Muslim female cadet refuses to shake the hand of her male chiefSometimes religious beliefs or codes disqualify religious people from certain jobs.
This article is getting a fair-amount of press in England and Muslim countries but not in the States:
Muslim cop refuses handshake(It is also reported here.)
LONDON -- Police said Sunday that a Muslim woman officer had refused to shake hands with London's police chief during a graduation ceremony last month due to her religious beliefs, fanning a debate in Britain over the assimilation of Muslims into society.
The woman -- whose identity was not revealed -- asked to be excused from the customary handshake with Metropolitan Police Commissioner Ian Blair during the ceremony, saying her faith prohibited her from touching a man other than her husband or a close relative.
Blair immediately questioned the validity of her request, said a Metropolitan Police spokeswoman.
"This request was only granted … to ensure the smooth running of what is one of the most important events in an officer's career," the spokeswoman said.
She said the incident was still being looked into by the force.
The question that first comes to mind is how she could arrest male criminals.
In this article a Muslim spokesman (not the woman, herself, interestingly) explains that she could arrest a man, if it was part of the job duty.
As an American liberal Christian, I have a very high standard for religious freedom. However, I understand that all religions have dress-codes and dogmas that could make the adherents unsuitable for certain jobs. Society and the legal system needs to allow for this without being called bigots.
Obvious examples might be a Jew who demands a job at a pig slaughterhouse or a shaved-headed Buddhist monk who applies for a job as a hair model.
Closer to home -- I'll use myself as an example: I am a Christian pacifist. I don't just happen to be a pacifist -- I'm a pacifist because I believe Jesus taught this; it comes directly from my Christianity.
This surely disqualifies me from any job that might involve shooting people. I accept that I can't have that job -- it's the price of my Christian convictions. It would be hypocritical of me to apply for a job as a policeman.
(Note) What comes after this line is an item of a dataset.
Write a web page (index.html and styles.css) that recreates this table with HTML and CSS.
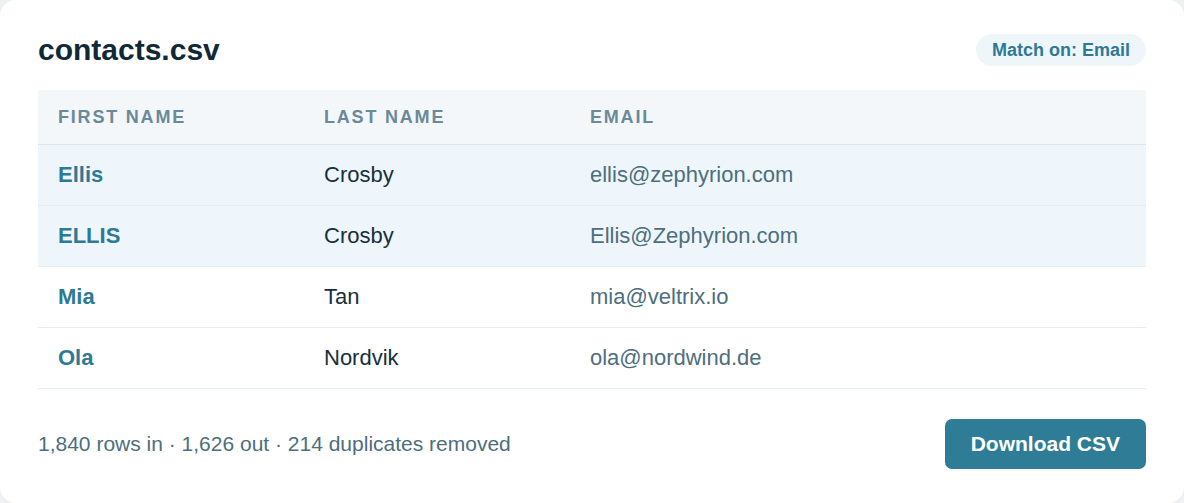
FILE: index.html
```html
<!DOCTYPE html>
<html lang="en">
<head>
<meta charset="utf-8">
<title>contacts.csv</title>
<link rel="stylesheet" href="styles.css">
</head>
<body>
<main class="card">
  <header class="card-head">
    <h1 class="title">contacts.csv</h1>
    <span class="badge">Match on: Email</span>
  </header>
  <table class="grid">
    <colgroup>
      <col class="c-first">
      <col class="c-last">
      <col class="c-email">
    </colgroup>
    <thead>
      <tr><th>First name</th><th>Last name</th><th>Email</th></tr>
    </thead>
    <tbody>
      <tr class="dup"><td class="first">Ellis</td><td class="last">Crosby</td><td class="email">ellis@zephyrion.com</td></tr>
      <tr class="dup"><td class="first">ELLIS</td><td class="last">Crosby</td><td class="email">Ellis@Zephyrion.com</td></tr>
      <tr><td class="first">Mia</td><td class="last">Tan</td><td class="email">mia@veltrix.io</td></tr>
      <tr><td class="first">Ola</td><td class="last">Nordvik</td><td class="email">ola@nordwind.de</td></tr>
    </tbody>
  </table>
  <footer class="card-foot">
    <p class="summary">1,840 rows in · 1,626 out · 214 duplicates removed</p>
    <button class="btn" type="button">Download CSV</button>
  </footer>
</main>
</body>
</html>
```

FILE: styles.css
```css
* { box-sizing: border-box; }
html, body { margin: 0; padding: 0; }
body {
  background: #eef1f3;
  font-family: "Liberation Sans", Arial, sans-serif;
  width: 1184px;
  height: 503px;
  overflow: hidden;
}
.card {
  background: #ffffff;
  border-radius: 16px;
  height: 503px;
  padding: 34px 38px 34px 38px;
  display: flex;
  flex-direction: column;
}
.card-head {
  display: flex;
  align-items: center;
  justify-content: space-between;
  height: 32px;
  margin-bottom: 24px;
}
.title {
  margin: 0;
  font-size: 30px;
  font-weight: 700;
  color: #0f2a36;
  line-height: 32px;
}
.badge {
  background: #eef6fa;
  color: #2e7a94;
  font-weight: 700;
  font-size: 18px;
  line-height: 22px;
  padding: 5px 16px;
  border-radius: 16px;
}
.grid {
  width: 100%;
  border-collapse: collapse;
  table-layout: fixed;
}
.c-first, .c-last { width: 266px; }
.grid th {
  background: #f3f7f9;
  color: #6b8998;
  text-transform: uppercase;
  letter-spacing: 0.1em;
  font-size: 18px;
  font-weight: 700;
  text-align: left;
  line-height: 22px;
  padding: 16px 20px;
  border-bottom: 1px solid #dce5ea;
}
.grid td {
  font-size: 22px;
  line-height: 26px;
  padding: 17px 20px;
  border-bottom: 1px solid #e7edf0;
}
.grid tr.dup td { background: #eef6fb; }
.first { color: #2e7a94; font-weight: 700; }
.last { color: #17303a; }
.email { color: #4d6e7c; }
.card-foot {
  margin-top: 30px;
  display: flex;
  align-items: center;
  justify-content: space-between;
}
.summary {
  margin: 0;
  font-size: 21px;
  color: #4d6e7c;
}
.btn {
  font-family: inherit;
  background: #2f7c96;
  color: #ffffff;
  border: 0;
  border-radius: 7px;
  font-size: 21px;
  font-weight: 700;
  height: 50px;
  padding: 0 26px;
}
```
So, if your religion forbids you from touching the opposite sex, then isn't it hypocritical to apply for a job that involves lots of touching?
For this to work -- religious disqualifications need to be for real reasons -- not just because we are uncomfortable with some practice. Laws must have a very high standard of tolerance banning only genuine problems -- not just be weird or offensive.
The head scarf is an example -- people are trying to ban it in Europe even though it's a genuine problem in very few situations. A cross around the neck, a Sikh turban, a Muslim head scarf -- should be allowed except for the very rare occasion. The veil is another issue -- it would get in the way of lots of jobs and even things like driving a car.
By the way, I almost got hit by a woman wearing a veil just yesterday! It seemed obvious that she didn't see me because her peripheral vision was blocked.